Microstructure and Mechanical Properties of Extruded Mg-2Sn-1.8Li-2Al-1Ag-0.5Zn Alloys

In this work, the microstructure and mechanical properties of as-extruded Mg-2Sn-1.8Li-2Al-1Ag-0.5Zn alloy (TLAQZ22211) were investigated, and it is found that the TLAQZ22211 alloy exhibited a bimodal grain structure after hot extrusion processing, with coarse elongated grains parallel to extrusion direction and fine grains surrounded. The yield strength (YS), ultimate tensile strength (UTS), and elongation (EL) of the TLAQZ22211 alloy extruded at 200 degrees C were measured at 295, 343 MPa, and 12.5%, respectively.
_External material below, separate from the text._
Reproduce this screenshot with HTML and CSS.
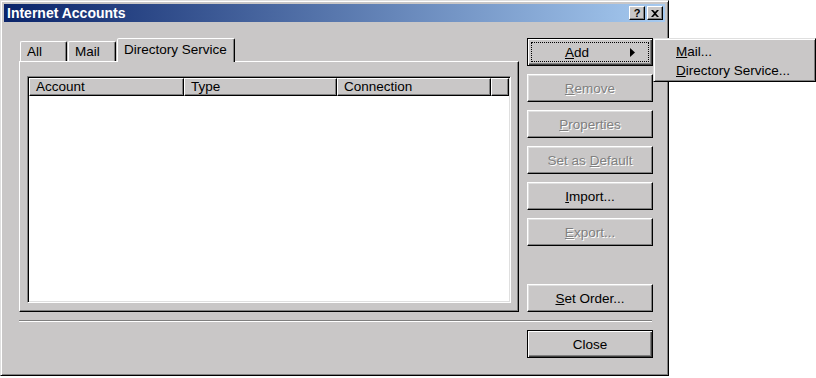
FILE: index.html
```html
<!DOCTYPE html>
<html lang="en">
<head>
    <meta charset="UTF-8">
    <title>Internet Accounts</title>
    <link rel="stylesheet" href="styles.css">
</head>
<body>
    <div class="window">
        <div class="titlebar">
            <span class="title">Internet Accounts</span>
            <div class="caption-buttons">
                <span class="cap-btn cap-help">?</span>
                <span class="cap-btn cap-close">
                    <svg width="8" height="7" viewBox="0 0 8 7"><path d="M0 0h2l2 2 2-2h2L5 3.5 8 7H6L4 5 2 7H0l3-3.5z" fill="#000"/></svg>
                </span>
            </div>
        </div>

        <div class="main">
            <div class="left">
                <div class="tabs">
                    <div class="tab tab-all">All</div>
                    <div class="tab tab-mail">Mail</div>
                    <div class="tab tab-active">Directory Service</div>
                </div>
                <div class="panel">
                    <div class="listview">
                        <div class="list-header">
                            <div class="col col-account">Account</div>
                            <div class="col col-type">Type</div>
                            <div class="col col-conn">Connection</div>
                            <div class="col col-fill"></div>
                        </div>
                    </div>
                </div>
            </div>

            <div class="right">
                <button class="btn btn-focus btn-add">
                    <span class="focus-rect">
                        <span class="btn-label"><u>A</u>dd</span>
                        <span class="arrow"><svg width="5" height="9" viewBox="0 0 5 9"><path d="M0 0l5 4.5L0 9z" fill="#000"/></svg></span>
                    </span>
                </button>
                <button class="btn disabled"><u>R</u>emove</button>
                <button class="btn disabled"><u>P</u>roperties</button>
                <button class="btn disabled">Set as <u>D</u>efault</button>
                <button class="btn"><u>I</u>mport...</button>
                <button class="btn disabled"><u>E</u>xport...</button>
                <button class="btn btn-order"><u>S</u>et Order...</button>
            </div>
        </div>

        <div class="separator"></div>

        <div class="footer">
            <button class="btn btn-default">Close</button>
        </div>

        <div class="menu">
            <div class="menu-item"><u>M</u>ail...</div>
            <div class="menu-item"><u>D</u>irectory Service...</div>
        </div>
    </div>
</body>
</html>
```

FILE: styles.css
```css
body {
    margin: 0;
    background: #fff;
    font-family: "Liberation Sans", Arial, sans-serif;
    font-size: 13.5px;
    color: #000;
}
.window {
    position: relative;
    width: 669px;
    height: 376px;
    box-sizing: border-box;
    padding: 3px;
    background: #c9c7c7;
    border: 1px solid;
    border-color: #dfdfdf #000 #000 #dfdfdf;
    box-shadow: inset 1px 1px #fff, inset -1px -1px #808080;
}
.titlebar {
    height: 18px;
    display: flex;
    align-items: center;
    justify-content: space-between;
    padding: 0 2px 0 3px;
    background: linear-gradient(to right, #0a246a, #a6caf0);
}
.title {
    color: #fff;
    font-weight: bold;
    font-size: 14px;
}
.caption-buttons {
    display: flex;
    gap: 2px;
}
.cap-btn {
    width: 16px;
    height: 14px;
    box-sizing: border-box;
    display: flex;
    align-items: center;
    justify-content: center;
    background: #c9c7c7;
    border: 1px solid;
    border-color: #fff #000 #000 #fff;
    box-shadow: inset -1px -1px #808080;
    font-weight: bold;
    font-size: 11px;
    line-height: 1;
}
.main {
    display: flex;
    gap: 8px;
    padding: 16px 0 0 15px;
}
.left {
    width: 500px;
}
.tabs {
    display: flex;
    align-items: flex-end;
    height: 23px;
}
.tab {
    height: 20px;
    box-sizing: border-box;
    padding: 2px 0 0 6px;
    border: 1px solid;
    border-bottom: none;
    border-color: #fff #000 transparent #fff;
    border-radius: 2px 2px 0 0;
    box-shadow: inset -1px 0 #808080;
}
.tab-all {
    width: 47px;
    margin-left: 1px;
}
.tab-mail {
    width: 48px;
    margin-left: 1px;
}
.tab-active {
    position: relative;
    z-index: 1;
    width: 118px;
    height: 24px;
    margin-left: 1px;
    margin-bottom: -1px;
    padding: 3px 0 0 6px;
    background: #c9c7c7;
}
.panel {
    width: 500px;
    height: 251px;
    box-sizing: border-box;
    padding: 14px 7px 0 7px;
    border: 1px solid;
    border-color: #fff #000 #000 #fff;
    box-shadow: inset -1px -1px #808080;
}
.listview {
    height: 227px;
    box-sizing: border-box;
    background: #fff;
    border: 1px solid;
    border-color: #808080 #fff #fff #808080;
    box-shadow: inset 1px 1px #000, inset -1px -1px #dfdfdf;
    padding: 1px;
}
.list-header {
    display: flex;
    height: 18px;
}
.col {
    box-sizing: border-box;
    height: 18px;
    padding: 0 0 0 6px;
    background: #c9c7c7;
    border: 1px solid;
    border-color: #fff #000 #000 #fff;
    box-shadow: inset -1px -1px #808080;
}
.col-account {
    width: 155px;
}
.col-type {
    width: 153px;
}
.col-conn {
    width: 154px;
}
.col-fill {
    flex: 1;
}
.right {
    width: 126px;
    height: 274px;
    display: flex;
    flex-direction: column;
    gap: 8px;
}
.btn {
    width: 126px;
    height: 28px;
    box-sizing: border-box;
    padding: 0;
    font-family: "Liberation Sans", Arial, sans-serif;
    font-size: 13.5px;
    color: #000;
    background: #c9c7c7;
    border: 1px solid;
    border-color: #fff #000 #000 #fff;
    box-shadow: inset -1px -1px #808080, inset 1px 1px #dfdfdf;
}
.btn.disabled {
    color: #808080;
    text-shadow: 1px 1px 0 #fff;
}
.btn-focus {
    border-color: #000;
    box-shadow: inset 1px 1px #fff, inset -1px -1px #404040, inset -2px -2px #808080;
    padding: 3px;
}
.focus-rect {
    display: flex;
    align-items: center;
    height: 100%;
    box-sizing: border-box;
    border: 1px dotted #000;
}
.btn-label {
    flex: 1;
    text-align: center;
}
.arrow {
    width: 26px;
    display: flex;
    align-items: center;
    padding-left: 8px;
    box-sizing: border-box;
}
.btn-order {
    margin-top: auto;
}
.separator {
    width: 633px;
    margin: 8px 0 0 15px;
    border-top: 1px solid #808080;
    border-bottom: 1px solid #fff;
}
.footer {
    display: flex;
    justify-content: flex-end;
    padding: 8px 12px 0 0;
}
.btn-default {
    border-color: #000;
    box-shadow: inset 1px 1px #fff, inset -1px -1px #404040, inset -2px -2px #808080;
}
.menu {
    position: absolute;
    left: 652px;
    top: 37px;
    width: 163px;
    box-sizing: border-box;
    padding: 3px 2px 1px;
    background: #c9c7c7;
    border: 1px solid;
    border-color: #dfdfdf #000 #000 #dfdfdf;
    box-shadow: inset 1px 1px #fff, inset -1px -1px #808080;
}
.menu-item {
    height: 19px;
    line-height: 19px;
    padding-left: 20px;
}
```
The evolution of microstructure, changes in mechanical properties, and the influence of precipitation phase and dislocation on the properties of the alloy during deformation were discussed. The influence of dislocation-precipitation phase-interface synergistic strengthening effect on mechanical properties was compared and analyzed. The results showed that the high strength was mainly derived from the grain boundaries, nano-precipitations, and residual dislocations. And the good ductility can be attributed to the optimized bimodal grain structure and profuse low-angle grain boundaries (LAGBs) formed inside the elongated grains. The implementation of this work can provide guidance for the design and deformation of lightweight and high-strength magnesium alloys.